▶ **REQUIRED TASK**: What is the number of lines containing "page"? Give only that number.

▶ **STORED DATA**:
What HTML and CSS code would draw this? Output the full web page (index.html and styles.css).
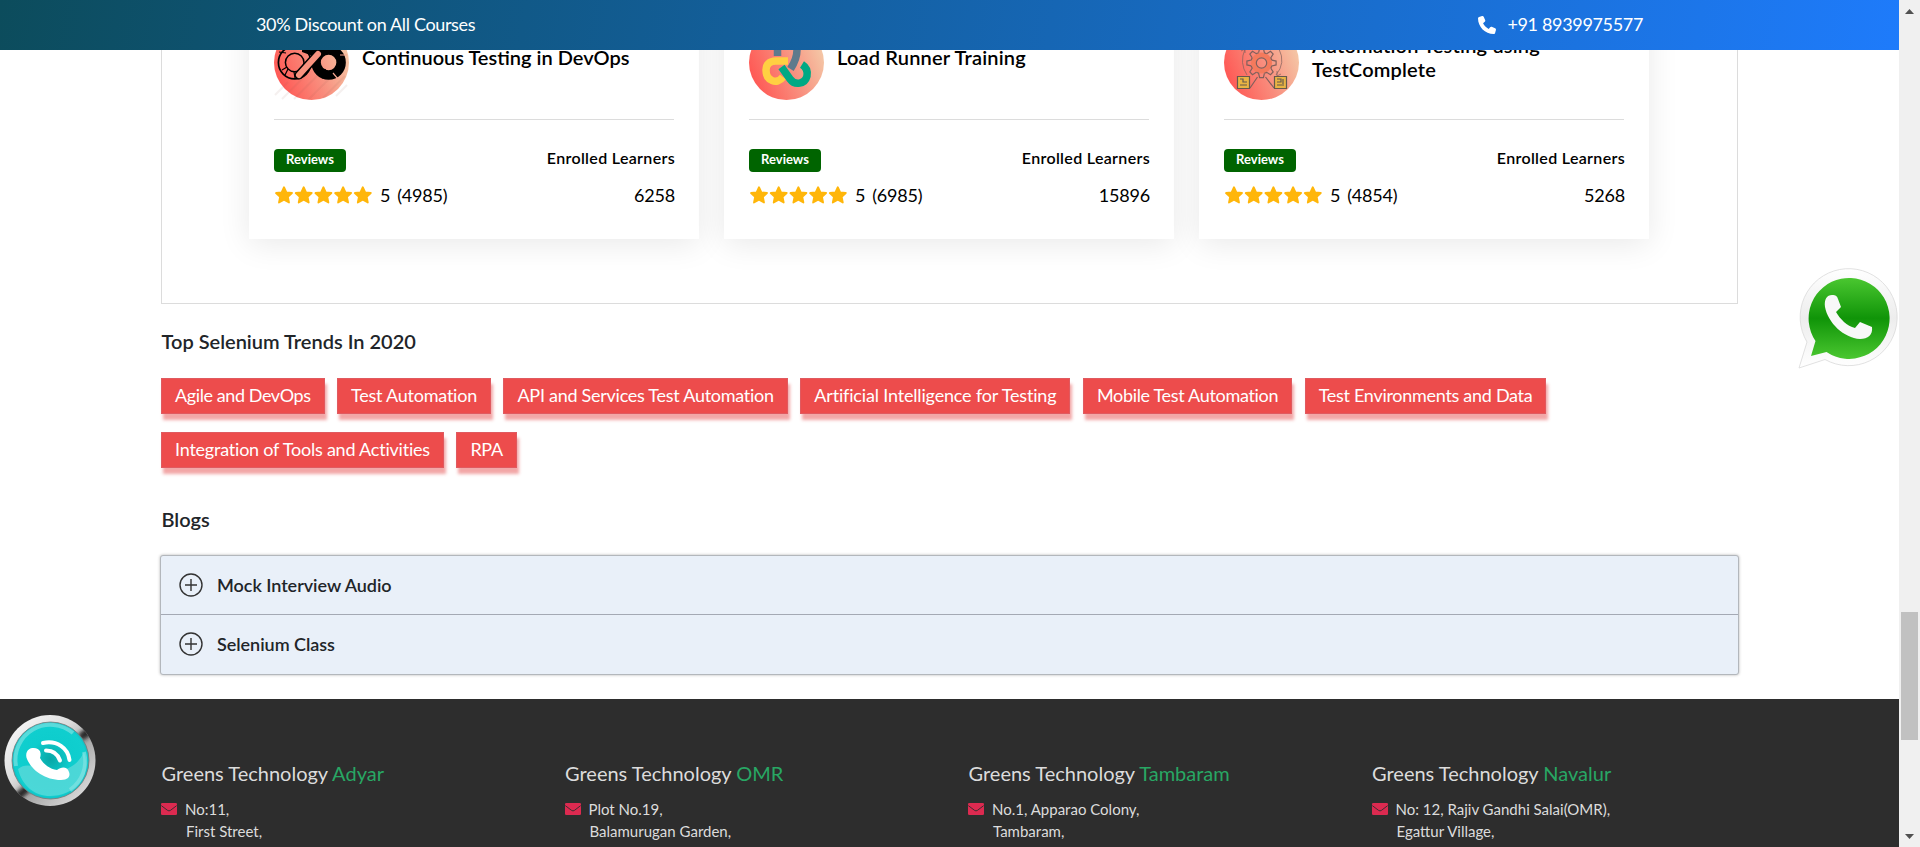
FILE: index.html
```
<!DOCTYPE html>
<html lang="en">
<head>
<meta charset="utf-8">
<title>Greens Technology</title>
<link rel="stylesheet" href="styles.css">
</head>
<body>
<svg class="defs" width="0" height="0" aria-hidden="true">
  <defs>
    <linearGradient id="peach" x1="0" y1=".7" x2="1" y2=".3"><stop offset="0" stop-color="#ff5552"/><stop offset=".5" stop-color="#f98c7c"/><stop offset="1" stop-color="#f4cba9"/></linearGradient>
    <symbol id="stars" viewBox="0 0 98 18">
      <g fill="#ffb60a" stroke="#ffb60a" stroke-width="1.8" stroke-linejoin="round">
        <path id="star" d="M9.5 1.2l2.4 5.1 5.6.7-4.1 3.9 1.1 5.6-5-2.8-5 2.8 1.1-5.6L1.5 7l5.600-.7z"/>
        <use href="#star" x="19.7"/><use href="#star" x="39.4"/><use href="#star" x="59.1"/><use href="#star" x="78.8"/>
      </g>
    </symbol>
    <symbol id="mail" viewBox="0 0 16 12"><rect width="16" height="12" rx="1.3" fill="#dc2a50"/><path d="M.3 2.6L6.6 7.4Q8 8.4 9.4 7.4L15.7 2.6" fill="none" stroke="#2d2d2d" stroke-width=".9"/></symbol>
    <symbol id="plus" viewBox="0 0 24 24"><g fill="none" stroke="#333" stroke-width="1.4"><circle cx="12" cy="12" r="11"/><path d="M12 6v12M6 12h12"/></g></symbol>
    <symbol id="phone" viewBox="0 0 512 512"><path d="M165 25c-8-19-29-29-48-23L29 26C12 31 0 46 0 64c0 247 201 448 448 448 18 0 33-12 38-29l24-88c6-19-4-40-23-48l-96-40c-16-7-35-2-46 12l-41 49c-70-33-127-90-160-160l49-41c14-11 19-30 12-46z"/></symbol>
  </defs>
</svg>

<header class="topbar">
  <span class="offer">30% Discount on All Courses</span>
  <span class="call"><svg class="call-icon"><use href="#phone"/></svg>+91 8939975577</span>
</header>

<main class="page">
  <section class="courses">
    <article class="card">
      <div class="card-head">
        <svg class="course-icon" viewBox="0 0 75 75">
          <circle cx="37.5" cy="37.5" r="37.5" fill="url(#peach)"/>
          <path d="M1 70l13-13M8 74l24-24M20 74l30-30M34 75l30-30M49 73l22-22M62 71l11-11" stroke="#8b5550" stroke-opacity=".09" stroke-width="2"/>
          <g fill="none">
            <circle cx="54.600" cy="37.500" r="12.500" stroke="#000" stroke-width="9.500"/>
            <path d="M49 18l-3 6M62 17v8M66 30h7M59 48l5 6" stroke="#f5a58f" stroke-width="1.2"/>
            <circle cx="20.700" cy="37.500" r="16.300" stroke="#000" stroke-width="1.700"/>
            <circle cx="20.700" cy="37.500" r="9.300" stroke="#000" stroke-width="1.500"/>
            <path d="M5 27l7 1M14 44l-3 6M20 47l1 6M8 45l5-3" stroke="#000" stroke-width="1.200"/>
            <path d="M28 20h12l4 5-5 6-11-4zM40 43l9 11 3-10z" fill="#000"/>
            <path d="M25 50L44 29" stroke="#000" stroke-width="9" stroke-linecap="round"/>
            <path d="M25 50L44 29" stroke="#f8927f" stroke-width="6" stroke-linecap="round"/>
          </g>
        </svg>
        <h3>Continuous Testing in DevOps</h3>
      </div>
      <div class="labels"><span class="badge">Reviews</span><span class="enrolled">Enrolled Learners</span></div>
      <div class="values"><svg class="stars"><use href="#stars"/></svg><span>5</span><span class="count">(4985)</span><span class="learners">6258</span></div>
    </article>
    <article class="card">
      <div class="card-head">
        <svg class="course-icon" viewBox="0 0 75 75">
          <circle cx="37.5" cy="37.5" r="37.5" fill="url(#peach)"/>
          <g fill="none" stroke-width="7.500">
            <path d="M28.500 31v-8q0-10 9-10 10 0 10.500 12 0 9-6.500 19" stroke="#5f7a8c"/>
            <path d="M39 36H27c-7 0-10 4-10 9 0 11 11 15 17 7" stroke="#ffd042"/>
            <path d="M32.500 42l8.500 12c5 7 15 5 17-3 1-6-1-9-5-11.500" stroke="#00a984"/>
          </g>
        </svg>
        <h3>Load Runner Training</h3>
      </div>
      <div class="labels"><span class="badge">Reviews</span><span class="enrolled">Enrolled Learners</span></div>
      <div class="values"><svg class="stars"><use href="#stars"/></svg><span>5</span><span class="count">(6985)</span><span class="learners">15896</span></div>
    </article>
    <article class="card">
      <div class="card-head">
        <svg class="course-icon" viewBox="0 0 75 75">
          <circle cx="37.5" cy="37.5" r="37.5" fill="url(#peach)"/>
          <circle cx="37.500" cy="38" r="8" fill="none" stroke="#f47a5c" stroke-width="5"/>
          <g transform="translate(37.500 38)" fill="none" stroke="#80605c" stroke-width="1.200">
            <path id="tooth" d="M-2.900-10.300L-1.900-14.600H1.900L2.900-10.300L5.200-9.300"/>
            <use href="#tooth" transform="rotate(45)"/><use href="#tooth" transform="rotate(90)"/><use href="#tooth" transform="rotate(135)"/><use href="#tooth" transform="rotate(180)"/><use href="#tooth" transform="rotate(225)"/><use href="#tooth" transform="rotate(270)"/><use href="#tooth" transform="rotate(315)"/>
            <circle r="5.200"/>
          </g>
          <g fill="none" stroke="#80605c">
            <path d="M23 50q-8-12-2-26M52 50q10-12 3-26M21 28l0-4-4 2M53 46l0 5 4-2" stroke-opacity=".7"/>
            <path d="M33.500 52L26 63M41.500 52l8.500 11" stroke-width="1.200"/>
          </g>
          <g transform="translate(0 -1)" stroke="#65594d" stroke-width="1.200" fill="#e9b443"><path d="M13.500 52.500h12v12h-12zM50.500 52.500h12v12h-12z"/><path d="M16 55h3v3h4M16 61h7M53 55h4v3h-4M59 55v5M53 61h7" fill="none"/></g>
        </svg>
        <h3>Automation Testing using TestComplete</h3>
      </div>
      <div class="labels"><span class="badge">Reviews</span><span class="enrolled">Enrolled Learners</span></div>
      <div class="values"><svg class="stars"><use href="#stars"/></svg><span>5</span><span class="count">(4854)</span><span class="learners">5268</span></div>
    </article>
  </section>

  <h2 class="section-title trends-title">Top Selenium Trends In 2020</h2>
  <div class="tags">
    <span class="tag tag-agile">Agile and DevOps</span>
    <span class="tag tag-automation">Test Automation</span>
    <span class="tag tag-api">API and Services Test Automation</span>
    <span class="tag tag-ai">Artificial Intelligence for Testing</span>
    <span class="tag">Mobile Test Automation</span>
    <span class="tag tag-data">Test Environments and Data</span>
    <span class="tag tag-tools">Integration of Tools and Activities</span>
    <span class="tag">RPA</span>
  </div>

  <h2 class="section-title blogs-title">Blogs</h2>
  <div class="accordion">
    <div class="item"><svg class="plus"><use href="#plus"/></svg>Mock Interview Audio</div>
    <div class="item"><svg class="plus"><use href="#plus"/></svg>Selenium Class</div>
  </div>
</main>

<footer class="footer">
  <div class="branch"><h4>Greens Technology <b>Adyar</b></h4><div class="address"><svg class="mail"><use href="#mail"/></svg><p>No:11,<br><span>First Street,</span></p></div></div>
  <div class="branch"><h4>Greens Technology <b>OMR</b></h4><div class="address"><svg class="mail"><use href="#mail"/></svg><p>Plot No.19,<br><span>Balamurugan Garden,</span></p></div></div>
  <div class="branch"><h4>Greens Technology <b>Tambaram</b></h4><div class="address"><svg class="mail"><use href="#mail"/></svg><p>No.1, Apparao Colony,<br><span>Tambaram,</span></p></div></div>
  <div class="branch"><h4>Greens Technology <b>Navalur</b></h4><div class="address"><svg class="mail"><use href="#mail"/></svg><p>No: 12, Rajiv Gandhi Salai(OMR),<br><span>Egattur Village,</span></p></div></div>
</footer>

<svg class="whatsapp" viewBox="0 0 100 101">
  <defs>
    <linearGradient id="wa-ring" x1="0" y1="0" x2="0" y2="1"><stop offset="0" stop-color="#fff"/><stop offset=".5" stop-color="#ededed"/><stop offset="1" stop-color="#fff"/></linearGradient>
    <linearGradient id="wa-green" x1="0" y1="0" x2="0" y2="1"><stop offset="0" stop-color="#4ac730"/><stop offset=".5" stop-color="#109408"/><stop offset="1" stop-color="#4ac730"/></linearGradient>
  </defs>
  <path d="M1 100L9 74A48.500 48.500 0 1 1 27 91.500z" fill="url(#wa-ring)" stroke="#d9d9d9" stroke-width=".8"/>
  <path d="M13 88L17.500 73A40.500 40.500 0 1 1 28.500 84z" fill="url(#wa-green)"/>
  <path d="M34 27c-5 0-8 4-7 12 3 16 19 31 35 32 8 0 13-4 12-12l-12-5-5 6c-8-2-15-9-19-16l5-5-3-8c-1-3-2-4-6-4z" fill="#f8f8f8"/>
</svg>

<svg class="call-badge" viewBox="0 0 92 93">
  <defs>
    <linearGradient id="chrome" x1="0" y1="0" x2="1" y2="1"><stop offset="0" stop-color="#fff"/><stop offset=".4" stop-color="#ddd"/><stop offset=".6" stop-color="#aaa"/><stop offset="1" stop-color="#eee"/></linearGradient>
    <radialGradient id="teal" cx=".5" cy=".48"><stop offset="0" stop-color="#08a6a6"/><stop offset=".55" stop-color="#0ecdcd"/><stop offset="1" stop-color="#10cfcf"/></radialGradient>
    <filter id="soften"><feGaussianBlur stdDeviation="2"/></filter>
    <clipPath id="badge-clip"><circle cx="46" cy="46.500" r="45.500"/></clipPath>
  </defs>
  <circle cx="46" cy="46.500" r="45.500" fill="url(#chrome)"/>
  <g clip-path="url(#badge-clip)"><path d="M76 24l12-9M12 84l13-11" stroke="#222" stroke-width="8" filter="url(#soften)"/></g>
  <circle cx="46.500" cy="46.500" r="38.500" fill="#10c6c9" stroke="#777" stroke-width=".8"/>
  <circle cx="46.500" cy="46.500" r="36.500" fill="url(#teal)"/>
  <path d="M14 55c10-9 25 2 34 2 10 0 24-2 32-19 9 26-11 44-34 44-15 0-28-10-32-27z" fill="#5adada" opacity=".8"/>
  <path d="M12 52A35 35 0 0 1 69 19M66 76A35 35 0 0 0 80 38" fill="none" stroke="#8be4e4" stroke-width="4" opacity=".6"/>
  <path d="M28 34c-5 1-7 6-5 11 5 12 19 21 34 21 6 0 10-3 8-8-2-6-8-5-12-2-7-1-13-5-17-12 2-5 0-11-8-10z" fill="#fff"/>
  <path d="M42 36.500c7 0 12 4 14 10M39 29c14-3 25 5 26.500 17" fill="none" stroke="#fff" stroke-width="4" stroke-linecap="round"/>
</svg>

<div class="scrollbar">
  <svg class="arrow" viewBox="0 0 9 5"><path d="M0 5L4.500 0 9 5z" fill="#505050"/></svg>
  <div class="thumb"></div>
  <svg class="arrow" viewBox="0 0 9 5"><path d="M0 0l4.500 5L9 0z" fill="#505050"/></svg>
</div>
</body>
</html>
```

FILE: styles.css
```
* { box-sizing: border-box; }

body {
  margin: 0;
  height: 847px;
  overflow: hidden;
  background: #fff;
  color: #212529;
  font-family: Lato, "Liberation Sans", sans-serif;
  font-size: 18px;
}

h2, h3, h4, p { margin: 0; }

.defs { position: absolute; }

.topbar {
  position: fixed;
  z-index: 5;
  top: 0;
  left: 0;
  width: 1899px;
  height: 50px;
  padding: 0 256px 2px;
  display: flex;
  align-items: center;
  justify-content: space-between;
  color: #fff;
  letter-spacing: -.34px;
  background: linear-gradient(100deg, #0c4c5c 0%, #1e7bfb 100%);
}

.call { display: flex; align-items: center; gap: 11px; }
.call-icon { width: 18px; height: 18px; margin-top: 2px; fill: #fff; }

.page {
  width: 1578px;
  margin-left: 161px;
}

.courses {
  width: 1577px;
  height: 304px;
  padding: 0 87px;
  display: flex;
  gap: 25px;
  align-items: flex-start;
  border: 1px solid #dcdcdc;
  border-top: 0;
}

.card {
  width: 450px;
  height: 239px;
  padding: 25px;
  flex: none;
  background: #fff;
  color: #000;
  box-shadow: 0 5px 30px rgba(0, 0, 0, .09);
}

.card-head {
  height: 95px;
  display: flex;
  gap: 13px;
  border-bottom: 1px solid #dcdcdc;
}

.course-icon { width: 75px; height: 75px; flex: none; }

.card-head h3 {
  height: 64px;
  display: flex;
  align-items: center;
  font-size: 20px;
  line-height: 24px;
  font-weight: 600;
}

.card + .card h3 { letter-spacing: .18px; }

.labels {
  height: 23px;
  margin-top: 29px;
  display: flex;
  justify-content: space-between;
}

.badge {
  width: 72px;
  height: 23px;
  border-radius: 4px;
  background: #006400;
  color: #fff;
  font-size: 13px;
  line-height: 20px;
  font-weight: 700;
  text-align: center;
}

.enrolled {
  margin-right: -1px;
  font-size: 16px;
  line-height: 18px;
  font-weight: 600;
  letter-spacing: .33px;
}

.values {
  margin-top: 11px;
  display: flex;
  line-height: 24px;
  letter-spacing: -.2px;
}

.stars { width: 99px; height: 18px; margin: 3px 7px 0 0; }
.count { margin-left: 7px; }
.learners { margin-left: auto; margin-right: -1px; }

.section-title {
  padding-left: .5px;
  font-size: 20px;
  line-height: 24px;
  font-weight: 600;
}

.trends-title { padding-top: 25px; }

.tags {
  margin-top: 25px;
  display: flex;
  flex-wrap: wrap;
  gap: 18px 12.5px;
}

.tag {
  height: 36px;
  padding: 0 13px;
  border: 1px solid #e05a60;
  background: #ed4c4c;
  box-shadow: 2px 6px 3px rgba(226, 60, 60, .45);
  color: #fff;
  line-height: 32px;
  letter-spacing: -.32px;
}

.tag-agile { letter-spacing: -.41px; }
.tag-automation { letter-spacing: -.24px; }
.tag-api { letter-spacing: -.27px; }
.tag-ai { letter-spacing: -.17px; }
.tag-data { letter-spacing: -.29px; }
.tag-tools { letter-spacing: -.22px; }

.blogs-title { margin-top: 39px; }

.accordion {
  margin: 24px 0 0 -1px;
  width: 1579px;
  border: 1px solid #b3b7bc;
  border-radius: 3px;
  background: #e9f0f9;
  box-shadow: 0 0 3px rgba(0, 0, 0, .3);
}

.item {
  height: 58px;
  padding-left: 18px;
  display: flex;
  align-items: center;
  gap: 14px;
  font-weight: 600;
  letter-spacing: -.04px;
}

.item + .item {
  height: 60px;
  padding-bottom: 1px;
  border-top: 1px solid #a4a9b4;
}

.plus { width: 24px; height: 24px; }

.footer {
  width: 1899px;
  height: 148px;
  margin-top: 24px;
  padding: 62px 0 0 161px;
  display: grid;
  grid-template-columns: repeat(4, 403.5px);
  align-content: start;
  background: #2d2d2d;
  color: #dcdcdc;
}

.branch h4 {
  padding-left: .5px;
  font-size: 20px;
  line-height: 24px;
  font-weight: 400;
}

.branch b { font-weight: 400; color: #28a764; }

.address {
  margin-top: 13px;
  display: flex;
  gap: 8px;
  font-size: 15px;
  line-height: 22px;
}

.address span { padding-left: 1px; }
.mail { width: 16px; height: 12px; margin-top: 5px; }

.whatsapp {
  position: fixed;
  left: 1798px;
  top: 268px;
  width: 100px;
  height: 101px;
}

.call-badge {
  position: fixed;
  left: 4px;
  top: 714px;
  width: 92px;
  height: 93px;
}

.scrollbar {
  position: fixed;
  z-index: 6;
  right: 0;
  top: 0;
  width: 21px;
  height: 847px;
  padding: 9px 2px 8px;
  display: flex;
  flex-direction: column;
  align-items: center;
  justify-content: space-between;
  background: #f0f0f0;
}

.thumb {
  width: 17px;
  height: 128px;
  margin: 598px 0 94px;
  background: #c1c1c1;
}

.arrow { width: 9px; height: 5px; }
```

▶ **TASK ANSWER**: 3